На следующий день стало ясно, что Лёля, Лариса, Нонна и еще две-три девочки со мной не разговаривают. На переменке они гуляли отдельной группой, по-прежнему играли в папы-мамы и еще завели себе няню, Нину Королеву Я тут же собрала вокруг себя других и тоже распределила роли: в няньки взяла вечно сопливую Катю Праслову. Мы держались особой группой и будто бы играли и веселились, но я даже не помню сейчас, кто был тогда со мной, ведь следила я только за Лелей и ее окружением, и меня больше никто не интересовал. Они о чем-то секретничали. Я старалась подслушать их разговоры, когда мы топтались на лестнице в длинных долгих очередях в столовую или раздевалку, где еле поворачивались усталые нянечки-гардеробщицы, а мы играли с номерками «на бо́льшего», «на меньшего» или просто посасывали веревочки от номерков. Эти веревочки были солоноватые на вкус.
Наверное, с месяц мы провели в размолвке, ни разу не заговорив друг с другом. А потом – уж и не помню как – вдруг разговорились, и все было забыто. Мы снова стали дружить с Лёлей, даже выяснили случайно, что нам нравится один и тот же мальчик, Костя Ваньков. Мы собирались драться на дуэли, но дружбе нашей это не помешало.
В начале февраля 1934 года в Гюстрове умерла бабушка. Мы получили от тети Анни короткую, прерванную телеграмму: Mama tingezhlaven (=eingeschlafen) [35]35
«Мама упокоилась» (нем.). – Прим. ред.
[Закрыть]. На следующий день нам доставили еще одну, уже напечатанную правильно. Мама очень горевала, она плакала и ходила взад и вперед по Гоголевскому бульвару, папа еле успокоил ее и привел домой.

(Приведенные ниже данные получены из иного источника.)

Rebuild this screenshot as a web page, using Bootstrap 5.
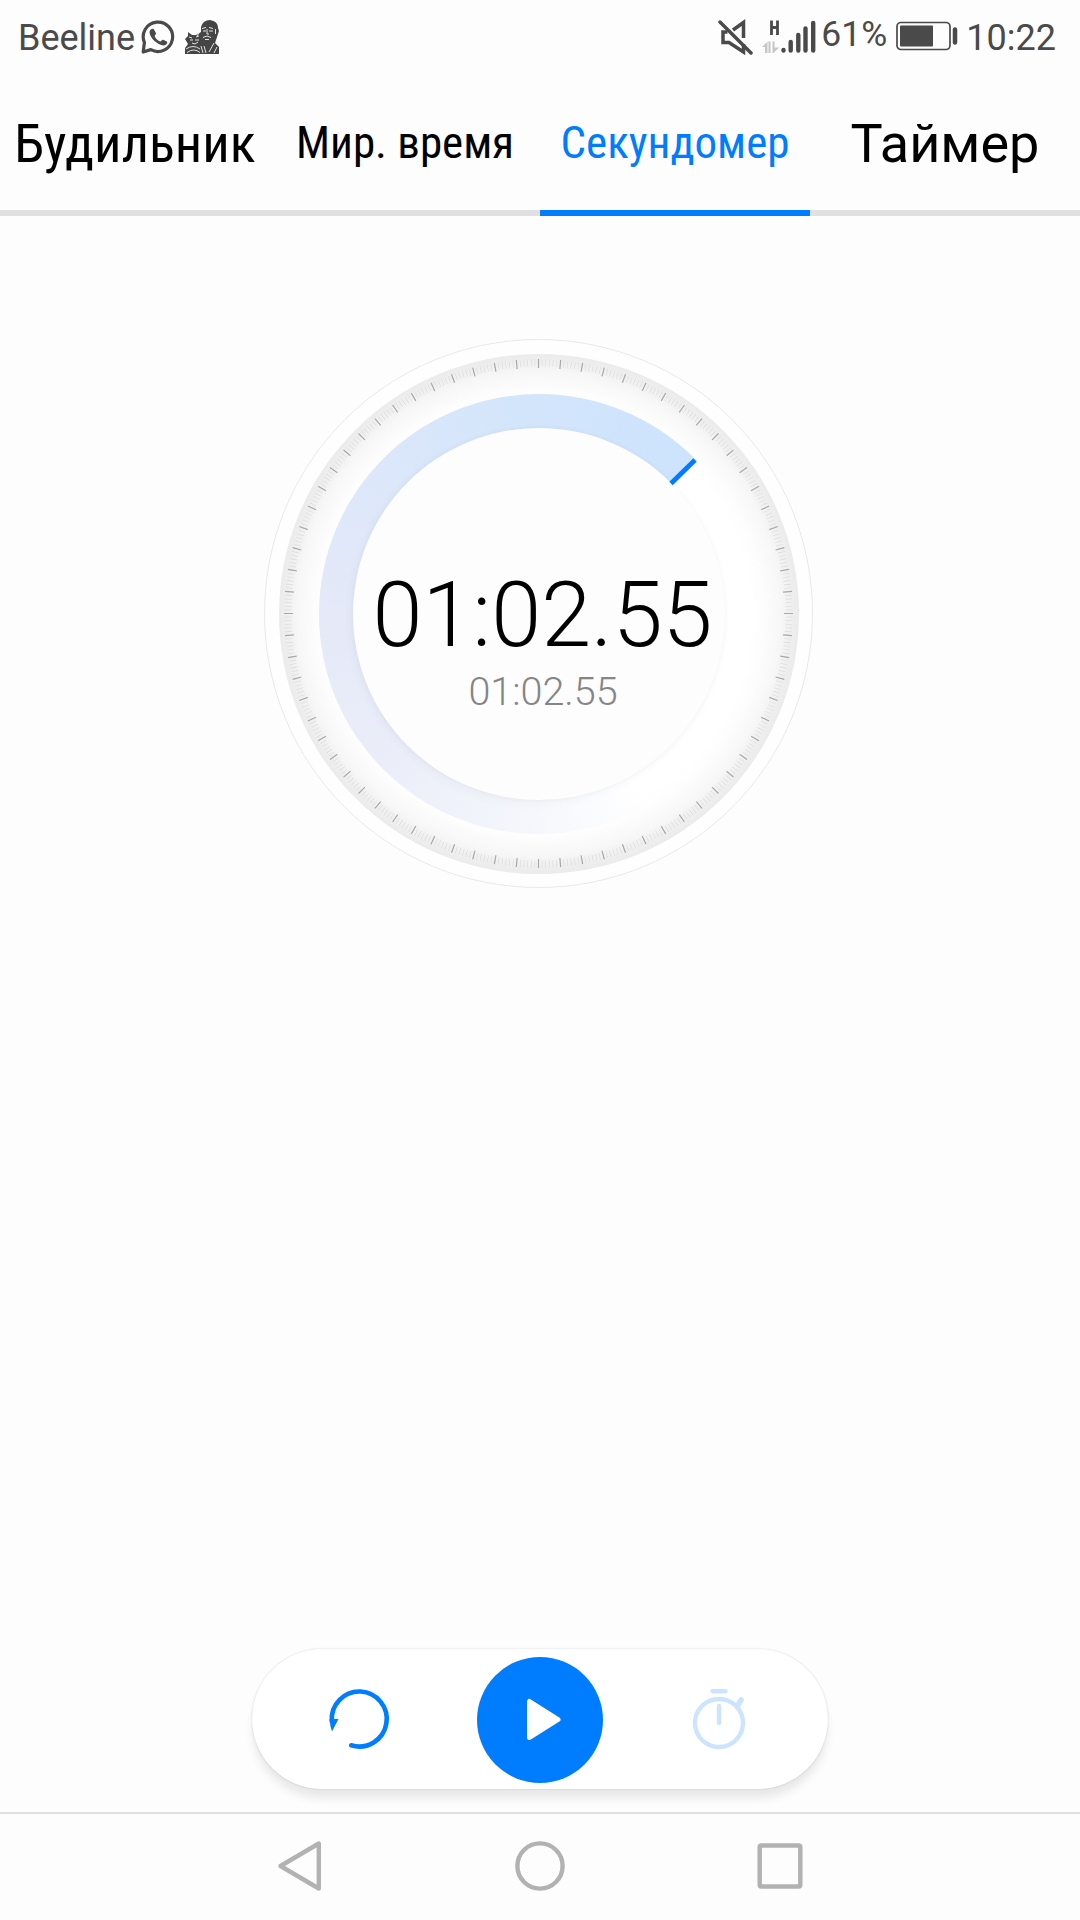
<!DOCTYPE html>
<html lang="ru">
<head>
<meta charset="utf-8">
<meta name="viewport" content="width=device-width, initial-scale=1">
<title>Секундомер</title>
<link href="https://cdn.jsdelivr.net/npm/bootstrap@5.3.0/dist/css/bootstrap.min.css" rel="stylesheet">
<style>
  body { font-family: Roboto, "Noto Sans", sans-serif; background: #fdfdfd; color: #000; }
  .screen { width: 1080px; height: 1920px; overflow: hidden; }
  svg { display: block; flex: none; }

  .statusbar { height: 72px; padding: 0 24px 0 18px; font-size: 36px; line-height: 1; color: #4a4a4a; }
  .statusbar svg { margin-top: 2px; }
  .carrier { padding-top: 3px; width: 122px; }
  .percent { width: 74px; padding-bottom: 3px; font-size: 35.5px; margin-left: 3px; }
  .clock { padding-top: 3px; margin-left: 7px; }

  .tabs { height: 144px; }
  .tabs .nav-link { height: 144px; padding: 5px 0 0; line-height: 1; color: #000; border-radius: 0;
    border-bottom: 6px solid #e0e0e0; font-size: 54px; white-space: nowrap; }
  .tabs .nav-link.narrow { font-stretch: 75%; }
  .tabs .nav-link.compact { font-size: 45px; padding-top: 3px; }
  .tabs .nav-link.active { color: #007dff; border-color: #007dff; }

  .dial { width: 549px; height: 549px; margin: 123px 0 0 264px; display: grid; place-items: center; border-radius: 50%;
    border: 1px solid #e9e9e9; background: #fefefe; }
  .dial > * { grid-area: 1 / 1; border-radius: 50%; }
  .plate { width: 520px; height: 520px;
    background: radial-gradient(circle closest-side, #fff 0, #fff 81%, #fdfdfd 86%, #f7f7f7 93%, #efefef 97%, #ebebeb 100%); }
  .trail { width: 440px; height: 440px;
    background: conic-gradient(from 45.8deg, #fff0 0 104deg, #fafbfe 122deg, #f5f7fc 136deg, #ebeef9 179deg, #e5e9f8 224deg, #dce7fa 265deg, #d2e5fb 314deg, #cde3fd 360deg); }
  .face { width: 372px; height: 372px; background: #fdfdfd;
    box-shadow: 0 0 5px rgba(0,0,0,.03), -2px 3px 11px rgba(0,0,0,.035); }
  .readout { padding-left: 8px; line-height: 1; font-weight: 300; }
  .total { font-size: 90px; margin-top: 56px; }
  .lap { font-size: 39.5px; color: #858585; margin-top: 11px; padding-left: 1px; }

  .controls { width: 576px; height: 140px; margin: 0 auto 23px; border-radius: 70px; background: #fff;
    box-shadow: 0 0 2px rgba(0,0,0,.18), 0 10px 10px -1px rgba(0,0,0,.085); padding: 2px 73px 0 73px; }
  .controls .btn { width: 70px; height: 70px; padding: 0; border: 0; }
  .controls .play { width: 126px; height: 126px; border-radius: 50%; background: #007dff; }
  .navkeys { height: 108px; border-top: 2px solid #e0e0e0; padding-bottom: 2px; }
</style>
</head>
<body>
<div class="screen d-flex flex-column">
  <header class="statusbar d-flex align-items-center">
    <div class="carrier">Beeline</div>
    <svg width="36" height="36" viewBox="0 0 36 36" fill="none" stroke="#4a4a4a">
      <path d="M4.400 23.500A14.700 14.700 0 1 1 10.800 30.600L3.200 33Z" stroke-width="3.200" stroke-linejoin="round"/>
      <path fill="#4a4a4a" stroke="none" d="M10.800 10.500C12 9.500 13.200 9.400 13.900 10.300L16 14.200C16.400 15.200 14.500 16.500 14.700 17.200C15.400 19.400 17.500 21.500 20.200 22.400C21.200 22.600 22.100 20.400 23.100 20.700L26.900 22.600C27.900 23.200 26.800 25.300 25.400 26C22.700 27.300 18.300 25.400 15.100 22.500C12 19.700 9.600 16.200 9.600 13.400C9.600 12.100 10 11.100 10.800 10.500Z"/>
    </svg>
    <svg class="ms-2" width="36" height="36" viewBox="0 0 36 36">
      <path fill="#454545" d="M1 35V29L4 25L1 20L4 17L4 13L8 16H12L17 13L17 8Q19 1 26 1Q34 2 34 9L35 12L33 18L31 24L35 28V35Z"/>
      <g fill="none" stroke="#e2e2e2" stroke-width="1">
        <path d="M18 9.500l4-1M25 8.500l4 1M19 12h3M25 12h4M23 10v5h2M19 18.500q4-3 8 0M31.500 10v5M21 20.500h4M30 24l-5 9M33 28l-3 6M20 27l2 7"/>
        <path d="M5 18l3 1M12 18l3-1M6 21h3M11 21h4M8 24l3 1 3-2M2 30q7-5 14 0M3 33.500q7-5 13 0M17 27l2 7M15 14l-2 3"/>
      </g>
    </svg>
    <svg class="ms-auto" width="36" height="36" viewBox="0 0 36 36" fill="none" stroke="#4a4a4a" stroke-width="3.500">
      <path d="M2 3L33 34" stroke-linecap="round"/><path d="M15 11L25.500 3.500V19M9.500 13H5V23.500H11L25.500 33V25"/>
    </svg>
    <svg width="56" height="36" viewBox="0 0 56 36" class="ms-2">
      <path d="M9.500 1.500V16M15.500 1.500V16M9.500 8.500H15.500" stroke="#4a4a4a" stroke-width="2.800"/>
      <path fill="#c6c6c6" d="M0 28L5.500 22.500V34H3V28ZM6.500 22.500H8.500V34H6.500ZM10.500 22.500H12.500V28.500H17L11.500 34H10.500Z"/>
      <g stroke="#4a4a4a" stroke-width="4.400" stroke-linecap="round"><path d="M21.500 31v.5M28.700 23v8.500M36.300 16v15.500M43.500 9.500v22M51.200 4v27.500"/></g>
    </svg>
    <div class="percent">61%</div>
    <svg width="64" height="32" viewBox="0 0 64 32">
      <rect x="2" y="1.500" width="53" height="27" rx="4" fill="none" stroke="#4a4a4a" stroke-width="1.700"/>
      <rect x="5" y="4.500" width="33" height="21" rx="1" fill="#4a4a4a"/><path d="M60 8.500v13" stroke="#4a4a4a" stroke-width="4.500" stroke-linecap="round"/>
    </svg>
    <div class="clock">10:22</div>
  </header>

  <nav class="tabs nav nav-justified flex-nowrap">
    <a class="nav-link narrow w-25 d-flex align-items-center justify-content-center" href="#">Будильник</a>
    <a class="nav-link narrow compact w-25 d-flex align-items-center justify-content-center" href="#">Мир. время</a>
    <a class="nav-link narrow compact active w-25 d-flex align-items-center justify-content-center" href="#">Секундомер</a>
    <a class="nav-link w-25 d-flex align-items-center justify-content-center" href="#">Таймер</a>
  </nav>

  <main class="flex-grow-1">
    <div class="dial">
      <div class="plate"></div>
      <div class="trail"></div>
      <div class="face"></div>
      <svg width="547" height="547" viewBox="-273.5 -273.5 547 547">
        <circle r="250.500" fill="none" stroke="#dadada" stroke-width="7" stroke-dasharray="1 5" pathLength="2592" stroke-dashoffset=".5"/>
        <circle r="250" fill="none" stroke="#a9a9a9" stroke-width="9" stroke-dasharray="1.200 20.800" pathLength="1584" stroke-dashoffset=".6"/>
        <path d="M132.500 -130L156.500 -153.500" stroke="#007dff" stroke-width="4.800"/>
      </svg>
      <div class="readout text-center">
        <div class="total">01:02.55</div>
        <div class="lap">01:02.55</div>
      </div>
    </div>
  </main>

  <div class="controls d-flex align-items-center justify-content-between">
    <button class="btn" aria-label="Сброс">
      <svg width="70" height="70" viewBox="1 0 70 70">
        <path d="M7.800 36A27.500 27.500 0 1 1 27.200 60.300" fill="none" stroke="#007dff" stroke-width="4.600" stroke-linecap="round"/>
        <path d="M5.500 34H14.500L8 46.500Q6 41 5.500 34Z" fill="#007dff"/>
      </svg>
    </button>
    <button class="btn play d-flex align-items-center justify-content-center" aria-label="Старт">
      <svg width="126" height="126" viewBox="0 0 126 126"><path d="M52.500 44.500V80.500L81 62.500Z" fill="#fff" stroke="#fff" stroke-width="5" stroke-linejoin="round"/></svg>
    </button>
    <button class="btn" aria-label="Круг">
      <svg width="70" height="70" viewBox="1 0 70 70" fill="none" stroke="#cce4ff" stroke-width="4.400">
        <circle cx="35" cy="38" r="24"/><path d="M28.500 6.300H41.500M35 21V38" stroke-linecap="round"/><path d="M53.500 21L57 15" stroke-width="5.500" stroke-linecap="round"/>
      </svg>
    </button>
  </div>

  <footer class="navkeys d-flex align-items-center justify-content-center">
    <svg width="540" height="60" viewBox="270 1836 540 60" fill="none" stroke="#b2b2b2" stroke-width="4.400" stroke-linejoin="round">
      <path d="M280.500 1866L318.800 1843.500V1888.500Z"/><circle cx="540" cy="1866" r="22.600"/><rect x="759.700" y="1845.500" width="40.600" height="41" rx="1.500"/>
    </svg>
  </footer>
</div>
<script src="https://cdn.jsdelivr.net/npm/bootstrap@5.3.0/dist/js/bootstrap.bundle.min.js"></script>
</body>
</html>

А через несколько дней после этого печального известия вернулись из командировки владельцы комнат, семейство Хитруков. У них было два сына, которые называли друг друга Коля и Миша. Они бегали по комнатам, пинали ногами наш шкаф и кровати и говорили: «А вот тут у нас стоял буфет, а здесь – кушетка». Круглый лысый отец их был настолько глуп, что даже проиграл мне в шахматы. Вообще они сидели у нас целыми днями, требуя, чтобы мы скорее выезжали. Я ненавидела их. Мне так не хотелось уезжать с Арбатской площади. А папа снова сочинял прошения о жилье, снова тетя Люба редактировала и перепечатывала эти заявления, и снова мы всюду получали отказ. Нам предлагали поселиться в комнате у Мясницких ворот вместе с еще одной женщиной, но от этого мы отказались. Наконец, когда Хитруки уже начали вдвигать в комнату свою мебель, мы погрузились в машину и уехали в свободную комнату на Сретенке, не успев даже предварительно ее посмотреть.